* [Exercise requirements]: Omit every picture and return the rest of the data unaltered.

* [Supplied material]:
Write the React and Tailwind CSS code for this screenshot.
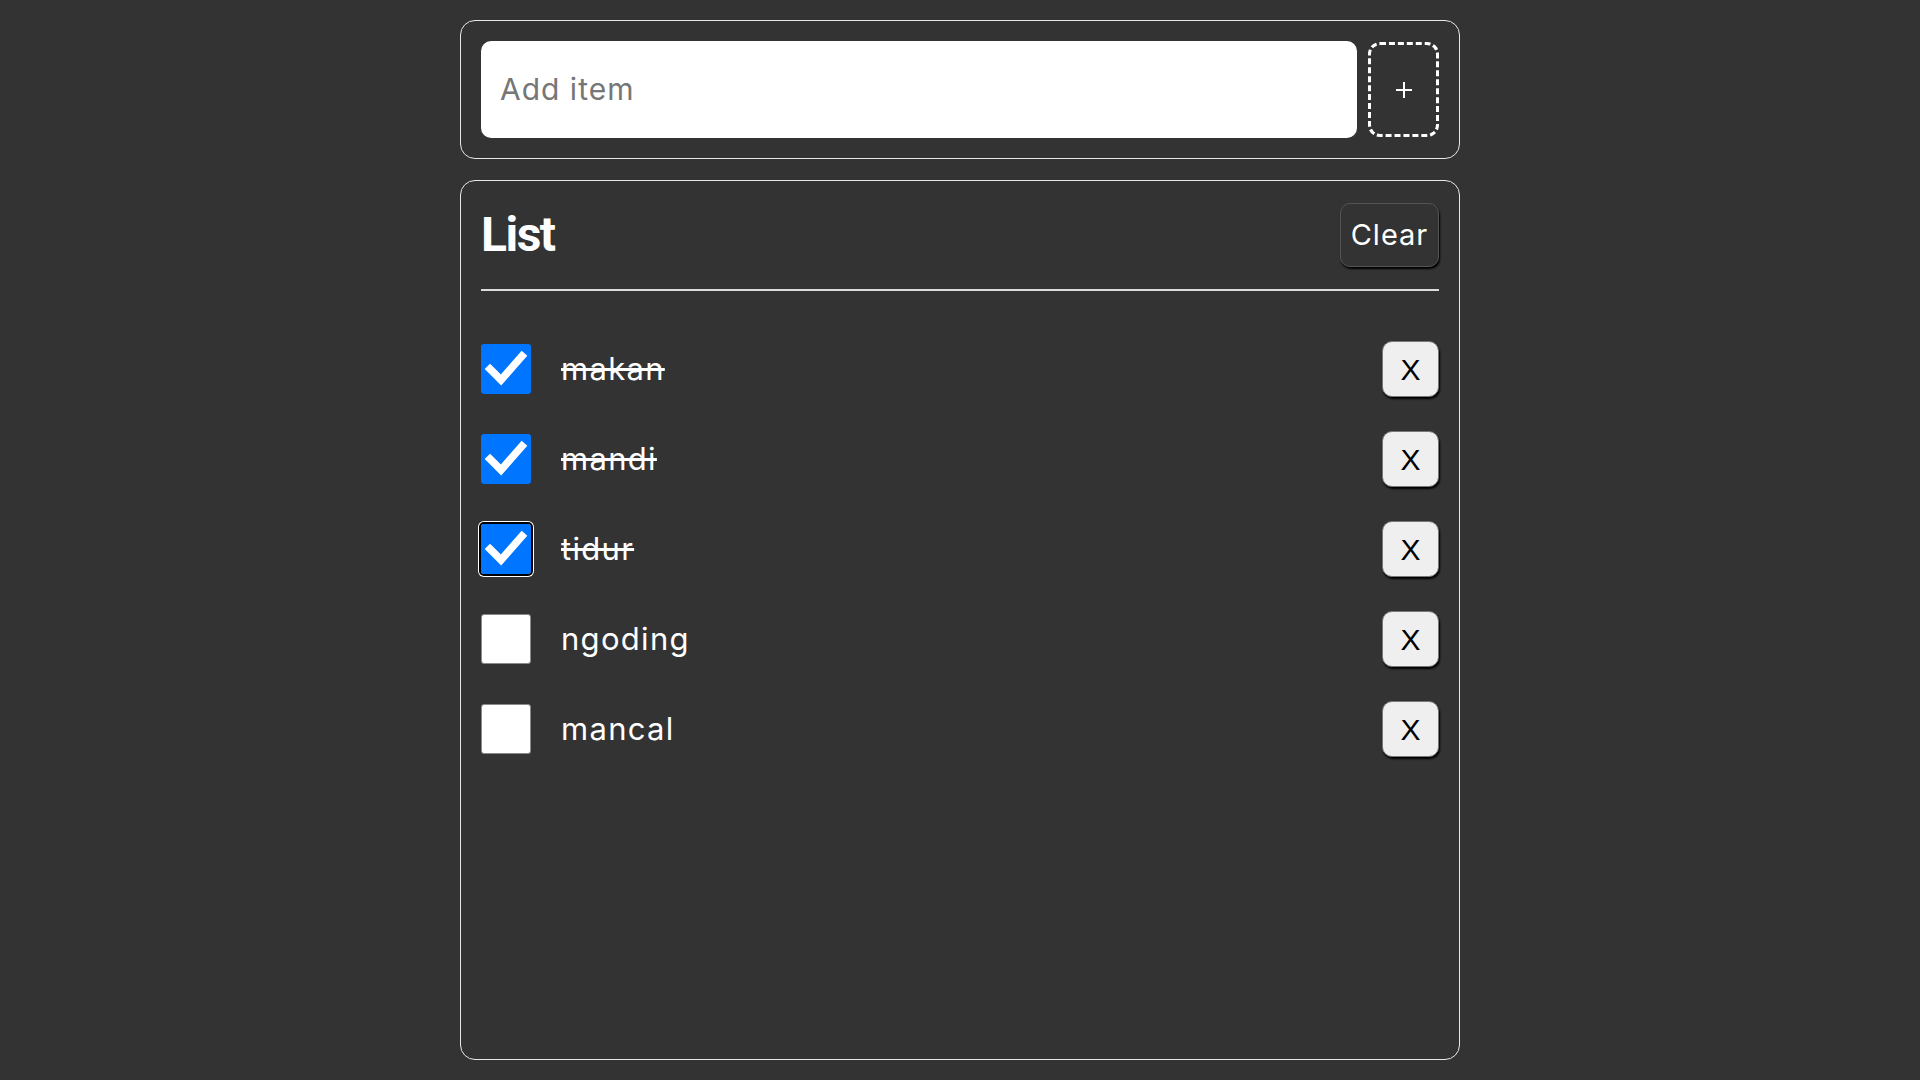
import React, { useState } from 'react';

const Check = () => (
  <svg viewBox="0 0 50 50" className="w-full h-full">
    <path d="M9 25 L20 36 L41 12" fill="none" stroke="#fff" strokeWidth="7.5" strokeLinecap="square" />
  </svg>
);

const Plus = () => (
  <svg viewBox="0 0 18 18" className="w-[18px] h-[18px]">
    <path d="M9 1 V17 M1 9 H17" stroke="#fff" strokeWidth="2" />
  </svg>
);

const initialItems = [
  { name: 'makan', done: true },
  { name: 'mandi', done: true },
  { name: 'tidur', done: true, focus: true },
  { name: 'ngoding', done: false },
  { name: 'mancal', done: false },
];

const App = () => {
  const [items] = useState(initialItems);

  return (
    <div className="min-h-screen bg-[#333333] text-white font-['Inter',sans-serif]">
      <div className="w-[1000px] mx-auto pt-[20px]">
        {/* Add item box */}
        <div className="border border-[#e8e8e8] rounded-[15px] p-[20px] flex items-center gap-[11px]">
          <div className="flex-1 h-[97px] bg-white rounded-[10px] flex items-center px-[19px]">
            <span className="text-[30px] text-[#767676] tracking-[1px]">Add item</span>
          </div>
          <div className="w-[71px] h-[95px] border-[3px] border-dashed border-white rounded-[12px] flex items-center justify-center">
            <Plus />
          </div>
        </div>

        {/* List box */}
        <div className="mt-[21px] h-[880px] border border-[#e8e8e8] rounded-[15px] px-[20px] pt-[22px]">
          <div className="flex items-center justify-between">
            <h1 className="text-[48px] font-bold leading-none font-['Roboto',sans-serif] tracking-[-1.5px]">List</h1>
            <div className="w-[99px] h-[64px] rounded-[10px] border border-[#555] bg-[#333] shadow-[1px_2px_2px_#000] flex items-center justify-center text-[29px] tracking-[1px]">
              Clear
            </div>
          </div>
          <div className="h-[2px] bg-[#dcdcdc] mt-[22px]"></div>

          <div className="mt-[50px] flex flex-col gap-[34px]">
            {items.map((item) => (
              <div key={item.name} className="flex items-center h-[56px]">
                {item.done ? (
                  <div className={`w-[50px] h-[50px] rounded-[3px] bg-[#0075ff] ${item.focus ? 'outline outline-2 outline-black ring-[3px] ring-white' : ''}`}>
                    <Check />
                  </div>
                ) : (
                  <div className="w-[50px] h-[50px] rounded-[3px] bg-white border border-[#8a8a8a]"></div>
                )}
                <span className={`ml-[30px] text-[31px] tracking-[1.3px] ${item.done ? 'line-through' : ''}`}>
                  {item.name}
                </span>
                <div className="ml-auto w-[57px] h-[56px] rounded-[10px] bg-[#efefef] border border-[#777] shadow-[1px_2px_2px_#000] flex items-center justify-center text-black text-[30px] font-['Liberation_Sans',sans-serif]">
                  X
                </div>
              </div>
            ))}
          </div>
        </div>
      </div>
    </div>
  );
};

export default App;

* [Exercise result]:
Write the React and Tailwind CSS code for this screenshot.
import React, { useState } from 'react';

const Check = () => (
  <svg viewBox="0 0 50 50" className="w-full h-full">
    <path d="M9 25 L20 36 L41 12" fill="none" stroke="#fff" strokeWidth="7.5" strokeLinecap="square" />
  </svg>
);

const Plus = () => (
  <svg viewBox="0 0 18 18" className="w-[18px] h-[18px]">
    <path d="M9 1 V17 M1 9 H17" stroke="#fff" strokeWidth="2" />
  </svg>
);

const initialItems = [
  { name: 'makan', done: true },
  { name: 'mandi', done: true },
  { name: 'tidur', done: true, focus: true },
  { name: 'ngoding', done: false },
  { name: 'mancal', done: false },
];

const App = () => {
  const [items] = useState(initialItems);

  return (
    <div className="min-h-screen bg-[#333333] text-white font-['Inter',sans-serif]">
      <div className="w-[1000px] mx-auto pt-[20px]">
        {/* Add item box */}
        <div className="border border-[#e8e8e8] rounded-[15px] p-[20px] flex items-center gap-[11px]">
          <div className="flex-1 h-[97px] bg-white rounded-[10px] flex items-center px-[19px]">
            <span className="text-[30px] text-[#767676] tracking-[1px]">Add item</span>
          </div>
          <div className="w-[71px] h-[95px] border-[3px] border-dashed border-white rounded-[12px] flex items-center justify-center">
            <Plus />
          </div>
        </div>

        {/* List box */}
        <div className="mt-[21px] h-[880px] border border-[#e8e8e8] rounded-[15px] px-[20px] pt-[22px]">
          <div className="flex items-center justify-between">
            <h1 className="text-[48px] font-bold leading-none font-['Roboto',sans-serif] tracking-[-1.5px]">List</h1>
            <div className="w-[99px] h-[64px] rounded-[10px] border border-[#555] bg-[#333] shadow-[1px_2px_2px_#000] flex items-center justify-center text-[29px] tracking-[1px]">
              Clear
            </div>
          </div>
          <div className="h-[2px] bg-[#dcdcdc] mt-[22px]"></div>

          <div className="mt-[50px] flex flex-col gap-[34px]">
            {items.map((item) => (
              <div key={item.name} className="flex items-center h-[56px]">
                {item.done ? (
                  <div className={`w-[50px] h-[50px] rounded-[3px] bg-[#0075ff] ${item.focus ? 'outline outline-2 outline-black ring-[3px] ring-white' : ''}`}>
                    <Check />
                  </div>
                ) : (
                  <div className="w-[50px] h-[50px] rounded-[3px] bg-white border border-[#8a8a8a]"></div>
                )}
                <span className={`ml-[30px] text-[31px] tracking-[1.3px] ${item.done ? 'line-through' : ''}`}>
                  {item.name}
                </span>
                <div className="ml-auto w-[57px] h-[56px] rounded-[10px] bg-[#efefef] border border-[#777] shadow-[1px_2px_2px_#000] flex items-center justify-center text-black text-[30px] font-['Liberation_Sans',sans-serif]">
                  X
                </div>
              </div>
            ))}
          </div>
        </div>
      </div>
    </div>
  );
};

export default App;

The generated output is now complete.